I occasionally use a prayer book to help guide my morning thoughts and prayers. This morning, I read these words: “To attend to each moment is to hear the faint melody of eternity.”

I then got ready for the day, headed out, and was on a road I usually don’t take in the morning. In fact, I almost didn’t take that way, and could have gone a couple of other ways to get to the same place. I quickly wished I had, for as soon as I pulled onto that road, a school bus stopped in front of me. And I could tell that this would be no quick bus stop. Not much was happening, and then the driver got out and began to lower a ramp. It slowly came down, even though there was no child in site. Soon, though, a mom brought out a little boy in his wheelchair.

I was focused on my plans, my schedule, my sense of hurry — and right in front of me was a guy who doesn’t have the luxury of hurry.

Later today, I was on my way to visit a friend in a retirement community. I turned into the entrance where he lives, and as I pulled through, several folks were coming out the front door. They were headed for an outing, and so, once again, I waited as people got on a bus right in front of me. And just like the little guy boarding the morning’s bus, these folks did not have the luxury of hurry, for they were older — and needed walkers, wheelchairs, and a helping hand to get where they were going.
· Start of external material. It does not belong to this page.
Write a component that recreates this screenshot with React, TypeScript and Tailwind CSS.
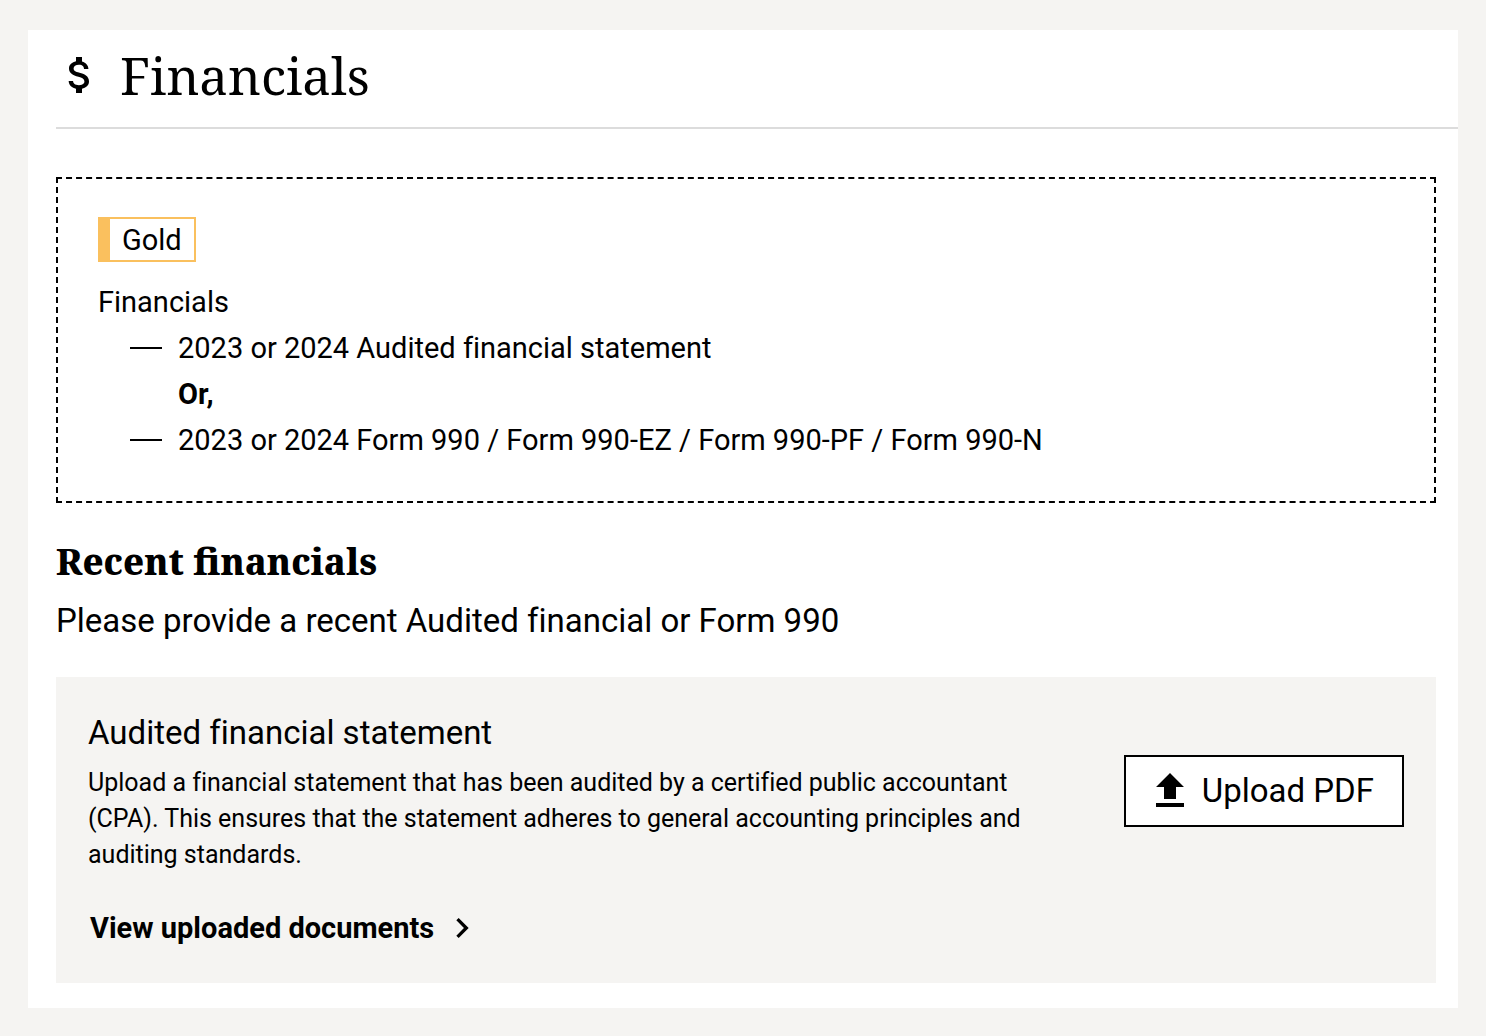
import { MdAttachMoney, MdUpload, MdChevronRight } from "react-icons/md";

const requirements = [
  "2023 or 2024 Audited financial statement",
  "2023 or 2024 Form 990 / Form 990-EZ / Form 990-PF / Form 990-N",
];

function Requirement({ text }: { text: string }) {
  return (
    <li className="flex items-center gap-4">
      <span className="h-0.5 w-8 shrink-0 bg-black" aria-hidden="true" />
      <span>{text}</span>
    </li>
  );
}

export default function App() {
  return (
    <div className="min-h-screen bg-[#f5f4f2] px-7 pt-[30px] pb-7 font-[Roboto,'Liberation_Sans',sans-serif] text-black [font-variant-ligatures:none]">
      <main className="bg-white pb-[25px] pl-7">
        <header className="flex h-[99px] items-center gap-4 border-b-2 border-[#dcdcdc] pb-2">
          <MdAttachMoney className="size-12" aria-hidden="true" />
          <h1 className="font-['Noto_Serif','DejaVu_Serif',serif] text-[51px] leading-[72px]">Financials</h1>
        </header>
        <div className="pr-[22px]">
          <section className="mt-12 border-2 border-dashed border-black px-10 py-[38px] text-[29px] leading-[46px]">
            <div className="flex">
              <span className="flex h-[45px] items-center border-2 border-l-12 border-[#fac05e] px-3">Gold</span>
            </div>
            <p className="mt-[17px]">Financials</p>
            <ul className="pl-8">
              <Requirement text={requirements[0]} />
              <li className="pl-12 font-bold">Or,</li>
              <Requirement text={requirements[1]} />
            </ul>
          </section>
          <h2 className="mt-9 font-['Noto_Serif','DejaVu_Serif',serif] text-4xl leading-[46px] font-extrabold [font-variant-ligatures:normal]">Recent financials</h2>
          <p className="mt-3 text-[33px] leading-[48px]">Please provide a recent Audited financial or Form 990</p>
          <section className="mt-8 flex items-start justify-between bg-[#f5f4f2] p-8">
            <div className="max-w-[940px]">
              <h3 className="text-[33px] leading-[48px]">Audited financial statement</h3>
              <p className="mt-2 text-[25px] leading-9">
                Upload a financial statement that has been audited by a certified public accountant (CPA). This ensures that the statement adheres to general accounting principles and auditing standards.
              </p>
              <button type="button" className="mt-8 flex items-center gap-2 pl-0.5 text-[29px] leading-[46px] font-bold">
                View uploaded documents
                <MdChevronRight className="size-10" aria-hidden="true" />
              </button>
            </div>
            <button type="button" className="mt-[46px] flex h-[72px] shrink-0 items-center gap-2 border-2 border-black bg-white pr-7 pl-5 text-[33px]">
              <MdUpload className="size-12" aria-hidden="true" />
              Upload PDF
            </button>
          </section>
        </div>
      </main>
    </div>
  );
}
And I noticed that one of the helpers was from our church; she was assisting her mom. She came over and we chatted through the car window. As we were talking, the bus captain came over and said, “Do you wanna go through? I’m getting ready to lower the lift.”

“No, go ahead,” I said. I’ve sat through one bus lift; why not another?

Why not another? Why not? Because I’m in a hurry.

But why? Why am I in a hurry? Because I’ve got stuff to do.

What kind of stuff? Church stuff. People stuff. I’m a minister. I’ve got places to go, people to see, important things to do. And so I rush from one place to another, from one thing to another, all in the name of, well … in the name of what?

Ministry? People? Well, what about the people right in front of me?

I don’t need a wheelchair to get around. I don’t have to lean on anyone’s arm. And so, I have the luxury of hurry. I rush around because I can. But in my rushing, is it possible that I’m missing the very reason I’m hurrying? Could it be that, in my rushing to do ministry, I actually miss ministry?

Could it be that I miss the eternity contained in the moment, in this moment, when I rush from one thing to another, not slowing down enough to notice the power of this present moment? When I hurry right past the people in front of me? Is it possible, that, because I have the luxury of hurry, I miss the grandeur of grace — the gift of God in the moment, and the person, right in front of me?